Viktor Orbán mit dem ungarischen Generalstab an der Ukrainischen Grenze

3. März 2022, Tichys Einblick von BORIS KÁLNOKY

Ungarn schließt sich der gemeinsamen Front der EU und der Nato gegen Russland an – aber versucht dabei, Russland nicht zu provozieren. Es geht um die ungarische Minderheit. Es dürfte schwer werden, diesen Kurs durchzuhalten.

Am 27. Februar gab Ungarns Außenminister Péter Szijjártó bekannt, dass

Ungarn keine Waffentransporte in die Ukraine über sein Staatsgebiet erlauben werde.

Später bestätigte Ministerpräsident Viktor Orbán diese Position.

Bei Ungarns Partnern in der EU und in der Nato gab es dafür wenig Verständnis. EVP-Fraktionschef Manfred Weber wurde auf Twitter vom ungarischen Journalisten Sándor Zsiros mit den Worten zitiert, Orbán müsse entscheiden, „auf welcher Seite er steht – wie es der Rest der Welt tut“.

Die meisten Bündnis-Mitglieder – aber ausdrücklich nicht Ungarn – haben mittlerweile zugesagt, der Ukraine Waffen liefern zu wollen, bis hin zu Kampfflugzeugen. Die EU als solche traf eine diesbezügliche Entscheidung am 27. Februar – der Tag an dem Ungarn verkündete, keine Waffentransporte in die Ukraine durchzulassen.

Am 28. Februar folgte eine Erklärung des russischen Außenministeriums, verbreitet von der Nachrichtenagentur Interfax: „EU-Bürger und Institutionen, die sich an der Lieferung von tödlichen Waffen, Treibstoff oder Schmierstoffen an die Ukraine beteiligen, werden die Verantwortung für die Folgen solcher Handlungen tragen. Sie müssen verstehen, wie gefährlich diese Folgen sind.“ Und weiter:

Die Entscheidung der EU vom 27. Februar, Waffen an die Ukraine zu liefern, bedeute „das Ende der europäischen Integration als pazifistisches Projekt“. Die EU stehe jetzt militärisch „ganz auf der Seite Kiews“.

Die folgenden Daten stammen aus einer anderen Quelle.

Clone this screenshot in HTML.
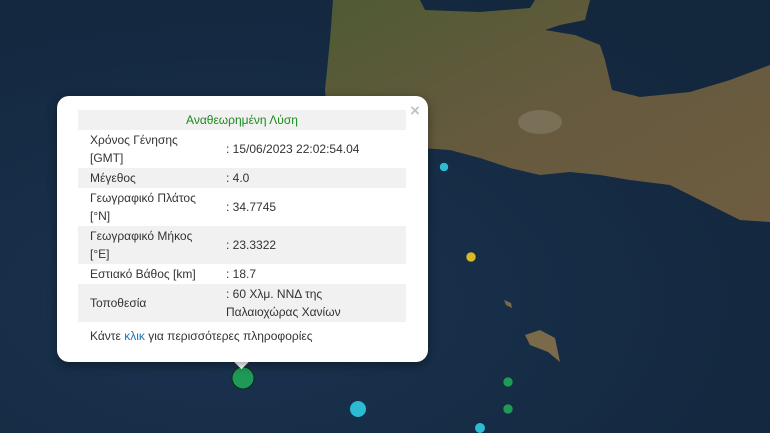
<!DOCTYPE html>
<html><head><meta charset="utf-8"><style>
html,body{margin:0;padding:0;width:770px;height:433px;overflow:hidden;background:#172f49;font-family:"Liberation Sans",sans-serif}
svg{position:absolute;left:0;top:0}
.pop{position:absolute;left:57px;top:96px;width:371px;height:266px;background:#fff;border-radius:12px;box-shadow:0 3px 10px rgba(0,0,0,.4)}
.tip{position:absolute;left:236px;top:356px;width:11px;height:11px;background:#fff;transform:rotate(45deg)}
.x{position:absolute;left:353px;top:5px;color:#c3c3c3;font-size:17px;font-weight:bold}
table{position:absolute;left:21px;top:14px;width:328px;border-collapse:collapse;font-size:12px;color:#333;line-height:18px}
td{padding:1px 0 1px 12px;vertical-align:middle}
td.v{padding-left:4px;width:180px}
tr.g{background:#f1f1f1}
.h{color:#1a8a1a;text-align:center;padding:1px 0}
.f{position:absolute;left:33px;top:233px;font-size:12px;color:#333}
.f span{color:#1a75b5}
</style></head><body>
<svg width="770" height="433" viewBox="0 0 770 433">
<defs>
<linearGradient id="l" x1="0" y1="0" x2="1" y2="1"><stop offset="0" stop-color="#4f5a34"/><stop offset=".5" stop-color="#665a3e"/><stop offset="1" stop-color="#6e5c40"/></linearGradient>
<radialGradient id="s" cx=".3" cy=".7" r=".8"><stop offset="0" stop-color="#1a3350"/><stop offset="1" stop-color="#13273d"/></radialGradient>
</defs>
<rect width="770" height="433" fill="url(#s)"/>
<path d="M333 0L420 0L425 10L480 12L530 8L535 0L590 0L585 20L560 25L545 30L575 35L600 45L605 60L612 90L640 97L690 92L730 80L770 65L770 222L740 220L720 210L700 200L670 185L630 180L600 175L570 172L540 175L510 168L480 158L450 150L420 148L330 150L325 90L330 40Z" fill="url(#l)"/>
<ellipse cx="540" cy="122" rx="22" ry="12" fill="#8d8470" opacity=".5"/>
<path d="M525 335L540 330L555 338L560 362L548 352L530 345Z" fill="#7a6a4a"/>
<path d="M504 300L511 303L512 308L506 305Z" fill="#7a6a4a"/>
<circle cx="444" cy="167" r="4.5" fill="#2bbcd4" stroke="#123" stroke-width=".5"/>
<circle cx="471" cy="257" r="5" fill="#d9b82a" stroke="#123" stroke-width=".5"/>
<circle cx="358" cy="409" r="8" fill="#2bbcd4"/>
<circle cx="508" cy="382" r="5" fill="#1e9a56" stroke="#123" stroke-width=".5"/>
<circle cx="508" cy="409" r="5" fill="#1e9a56" stroke="#123" stroke-width=".5"/>
<circle cx="480" cy="428" r="5" fill="#2bbcd4"/>
<circle cx="243" cy="378" r="11" fill="#1e9a56" stroke="#0d2a1c" stroke-width="1"/>
</svg>
<div class="tip"></div>
<div class="pop">
<div class="x">×</div>
<table>
<tr class="g"><td colspan="2" class="h">Αναθεωρημένη Λύση</td></tr>
<tr><td>Χρόνος Γένησης<br>[GMT]</td><td class="v">: 15/06/2023 22:02:54.04</td></tr>
<tr class="g"><td>Μέγεθος</td><td class="v">: 4.0</td></tr>
<tr><td>Γεωγραφικό Πλάτος<br>[°N]</td><td class="v">: 34.7745</td></tr>
<tr class="g"><td>Γεωγραφικό Μήκος<br>[°E]</td><td class="v">: 23.3322</td></tr>
<tr><td>Εστιακό Βάθος [km]</td><td class="v">: 18.7</td></tr>
<tr class="g"><td>Τοποθεσία</td><td class="v">: 60 Χλμ. ΝΝΔ της<br>Παλαιοχώρας Χανίων</td></tr>
</table>
<div class="f">Κάντε <span>κλικ</span> για περισσότερες πληροφορίες</div>
</div>
</body></html>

Denkbar, dass die ungarische Regierung sich dieser Drohungen bewusst war, noch bevor sie publik wurden, und sie auch durchaus ernst nimmt. Von Anfang an hat Orbán es als zentralen Punkt seiner Ukraine-Strategie bezeichnet,

Ungarn dürfe sich „nicht in diesen Konflikt hineinziehen lassen“. Keine andere Regierung der EU oder der Nato sagt dergleichen. Vielleicht denkt man auch gar nicht, dass man am Ende selbst im Krieg stehen könnte.

Orbán scheint das für eine sehr reale Möglichkeit zu halten.

Oder drückt er heimlich Putin die Daumen? Das war sofort der Reflex seiner Kritiker, als in der EU über Wirtschaftssanktionen diskutiert wurde und es von einigen Ländern Widerstand dagegen gab, Russlands Banken vom SWIFT-System abzuschneiden. Da hieß es in einigen Medien, Ungarn stelle sich dagegen. Falsch – Ungarn hat sich gegen keine EU-Sanktion gestellt. Ungarn schließt sich auch der Initiative der acht EU-Länder für Beitrittsverhandlungen mit der Ukraine an.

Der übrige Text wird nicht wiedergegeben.